OCC excels when conflict rates are low (< 5-10%). For high-conflict workloads, OCC degrades because many transactions abort in the validation phase, wasting work. MVCC is usually preferred over OCC for databases because MVCC readers never conflict with writers.

Comparison: OCC vs 2PL vs MVCC

Property 2PL OCC MVCC
Readers block writers Yes (S blocks X) No No
Writers block readers Yes (X blocks S) No No (reads old version)
Deadlock possible Yes No Yes (for X locks)
Conflict detection At lock acquisition At commit At commit (write-write)
Wasted work on abort Low (immediate block) High (entire txn) Low
Best for High-conflict OLTP Low-conflict OLTP Mixed read/write OLTP

Predicate Locking

Standard record locking locks existing records. But what about preventing INSERTs into a range that a transaction has scanned (preventing phantom reads)?

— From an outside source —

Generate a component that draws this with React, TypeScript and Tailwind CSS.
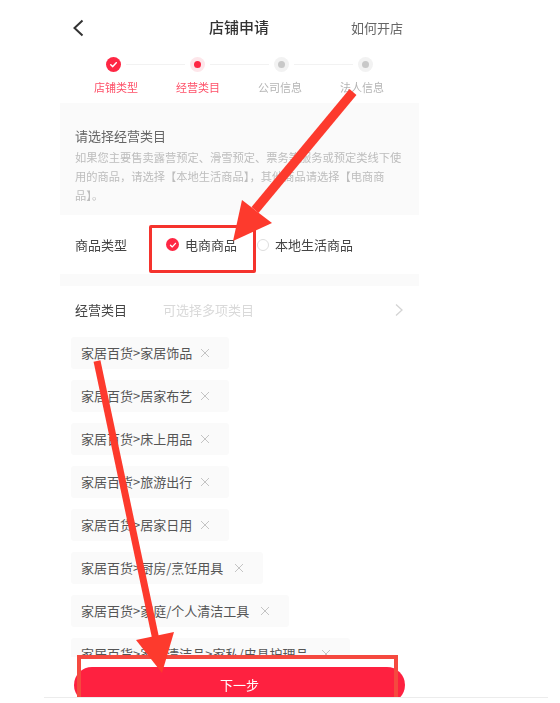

Predicate locks lock a predicate (query condition) rather than specific records. Any INSERT that satisfies the predicate conflicts with the predicate lock.

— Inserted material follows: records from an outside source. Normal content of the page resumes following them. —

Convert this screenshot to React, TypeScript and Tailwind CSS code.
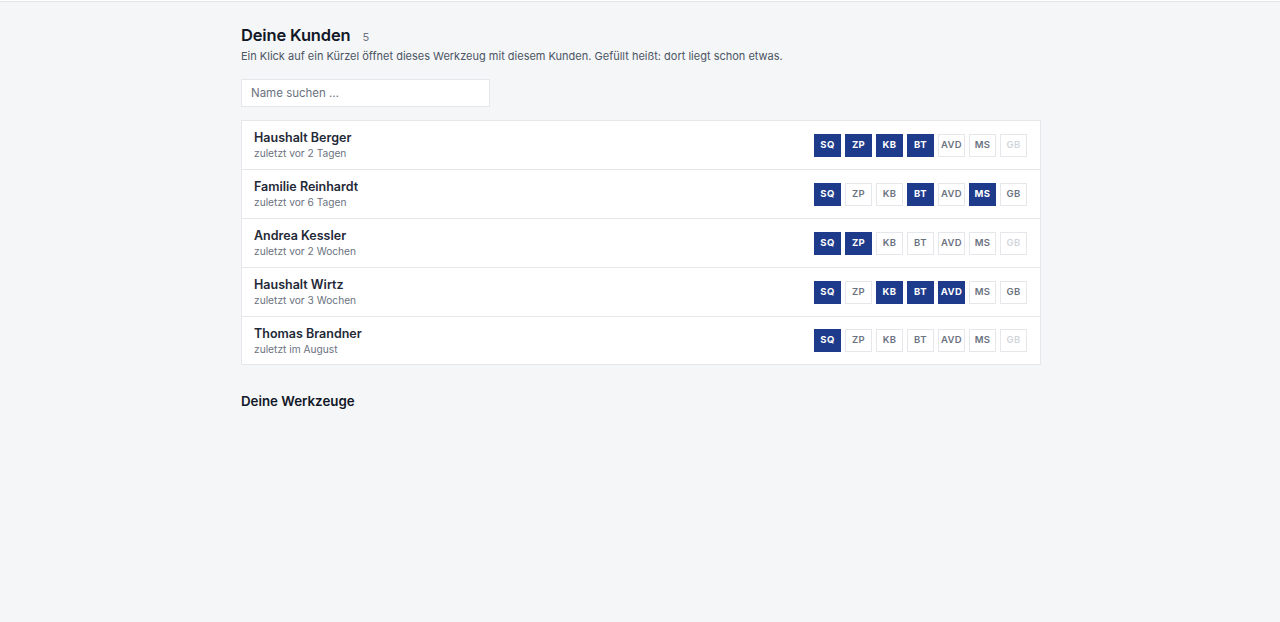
import React from "react";

type Kunde = {
  name: string;
  zuletzt: string;
  filled: string[];
  disabled?: string[];
};

const TOOLS = ["SQ", "ZP", "KB", "BT", "AVD", "MS", "GB"];

const KUNDEN: Kunde[] = [
  { name: "Haushalt Berger", zuletzt: "zuletzt vor 2 Tagen", filled: ["SQ", "ZP", "KB", "BT"], disabled: ["GB"] },
  { name: "Familie Reinhardt", zuletzt: "zuletzt vor 6 Tagen", filled: ["SQ", "BT", "MS"] },
  { name: "Andrea Kessler", zuletzt: "zuletzt vor 2 Wochen", filled: ["SQ", "ZP"], disabled: ["GB"] },
  { name: "Haushalt Wirtz", zuletzt: "zuletzt vor 3 Wochen", filled: ["SQ", "KB", "BT", "AVD"] },
  { name: "Thomas Brandner", zuletzt: "zuletzt im August", filled: ["SQ"], disabled: ["GB"] },
];

function ToolBadge({ label, filled, disabled }: { label: string; filled: boolean; disabled: boolean }) {
  if (filled) {
    return (
      <span className="flex h-[23px] w-[27px] items-center justify-center border border-[#1e3a8a] bg-[#1e3a8a] text-[9.5px] font-bold tracking-[0.04em] text-white">
        {label}
      </span>
    );
  }
  return (
    <span
      className={`flex h-[23px] w-[27px] items-center justify-center border border-[#e5e7eb] bg-white text-[9.5px] font-semibold tracking-[0.04em] ${
        disabled ? "text-[#d1d5db]" : "text-[#6b7280]"
      }`}
    >
      {label}
    </span>
  );
}

export default function App() {
  return (
    <div className="min-h-[622px] bg-[#f5f6f8] font-['Inter',sans-serif] text-[#111827]">
      <div className="h-[2px] border-b border-[#e3e5e9] bg-white" />
      <main className="ml-[241px] w-[800px] pt-[22px]">
        {/* Kunden header */}
        <div className="flex items-baseline gap-3">
          <h1 className="text-[16.5px] font-semibold leading-[22px] tracking-[-0.01em]">Deine Kunden</h1>
          <span className="text-[11px] text-[#6b7280]">5</span>
        </div>
        <p className="mt-[2px] text-[11px] leading-[16px] text-[#4b5563]">
          Ein Klick auf ein Kürzel öffnet dieses Werkzeug mit diesem Kunden. Gefüllt heißt: dort liegt schon etwas.
        </p>

        <input
          type="text"
          placeholder="Name suchen …"
          className="mt-[15px] block h-[28px] w-[249px] border border-[#e5e7eb] bg-white px-[9px] text-[11.5px] placeholder:text-[#6b7280] outline-none"
        />

        {/* Kundenliste */}
        <div className="mt-[13px] border border-[#e5e7eb] bg-white">
          {KUNDEN.map((k, i) => (
            <div
              key={k.name}
              className={`flex box-content items-center justify-between pl-[12px] pr-[13px] ${
                i > 0 ? "border-t border-[#e5e7eb]" : ""
              } ${i === KUNDEN.length - 1 ? "h-[47px]" : "h-[48px]"}`}
            >
              <div className="flex flex-col">
                <span className="text-[12.5px] font-semibold leading-[16px] text-[#1f2937]">{k.name}</span>
                <span className="text-[10.2px] leading-[14px] text-[#6b7280]">{k.zuletzt}</span>
              </div>
              <div className="flex gap-[4px]">
                {TOOLS.map((t) => (
                  <ToolBadge
                    key={t}
                    label={t}
                    filled={k.filled.includes(t)}
                    disabled={!!k.disabled?.includes(t)}
                  />
                ))}
              </div>
            </div>
          ))}
        </div>

        <h2 className="mt-[26px] text-[13.3px] font-semibold leading-[20px] text-[#111827]">Deine Werkzeuge</h2>
      </main>
    </div>
  );
}
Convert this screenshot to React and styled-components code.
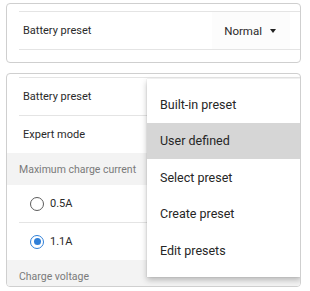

T1: SELECT * FROM orders WHERE amount > 1000;
  → Acquires predicate lock on: amount > 1000

T2: INSERT INTO orders (id, amount) VALUES (99, 2000);
  → Conflicts with T1's predicate lock (2000 > 1000)
  → T2 must wait until T1 commits/aborts

Exact predicate locking is expensive to implement (requires checking every new insert/update against all active predicates). In practice, databases use approximations: - PostgreSQL SSI predicate locks: Use SIREAD locks covering entire pages or relations as approximations of row-level predicate locks. - InnoDB gap locks: Lock the gap between index records, preventing inserts into that gap.

Gap Locking (InnoDB)

InnoDB's REPEATABLE READ implementation uses gap locks to prevent phantom reads within transactions using SELECT ... FOR UPDATE or SELECT ... LOCK IN SHARE MODE.

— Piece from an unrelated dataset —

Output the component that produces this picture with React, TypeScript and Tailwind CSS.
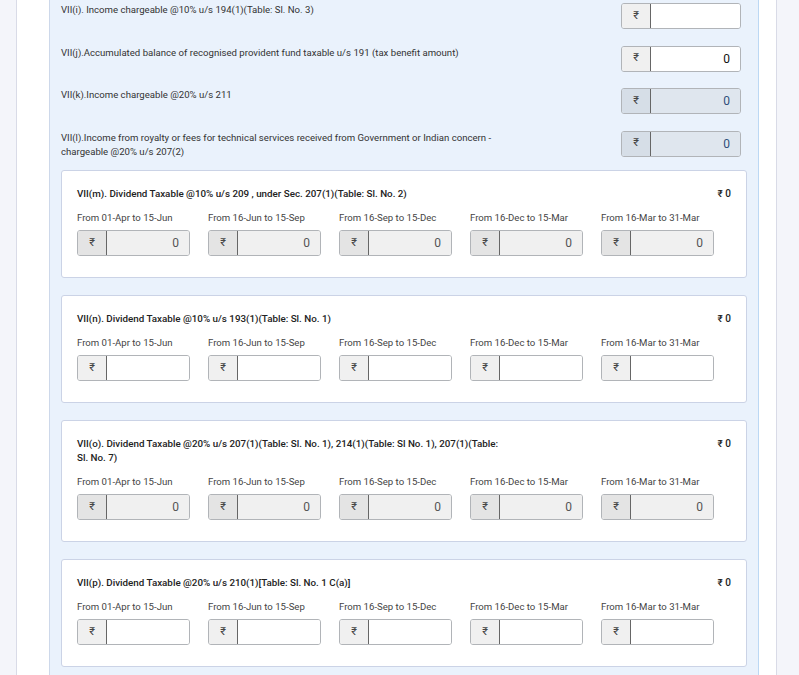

Index: [10, 20, 30, 40, 50]

T1: SELECT * FROM t WHERE id BETWEEN 20 AND 40 FOR UPDATE;

InnoDB acquires:
  Record lock on 20 (existing row)
  Record lock on 30 (existing row)
  Record lock on 40 (existing row)
  Gap lock on (20, 30) -- prevents INSERT of 21-29
  Gap lock on (30, 40) -- prevents INSERT of 31-39
  Gap lock on (10, 20) -- prevents INSERT of 11-19 (lower bound of range scan)

T2: INSERT INTO t VALUES (25);  -- BLOCKED by T1's gap lock on (20, 30)
T2: INSERT INTO t VALUES (50);  -- ALLOWED (50 not in T1's range)
T2: UPDATE t SET val=100 WHERE id=15;  -- BLOCKED (15 in gap (10,20))

Next-key lock: InnoDB's default lock type for most reads with FOR UPDATE. Combines a record lock on the row AND a gap lock on the gap before the row. For the record at key 30, the next-key lock covers the gap (20, 30] — all values from 21 to 30 inclusive.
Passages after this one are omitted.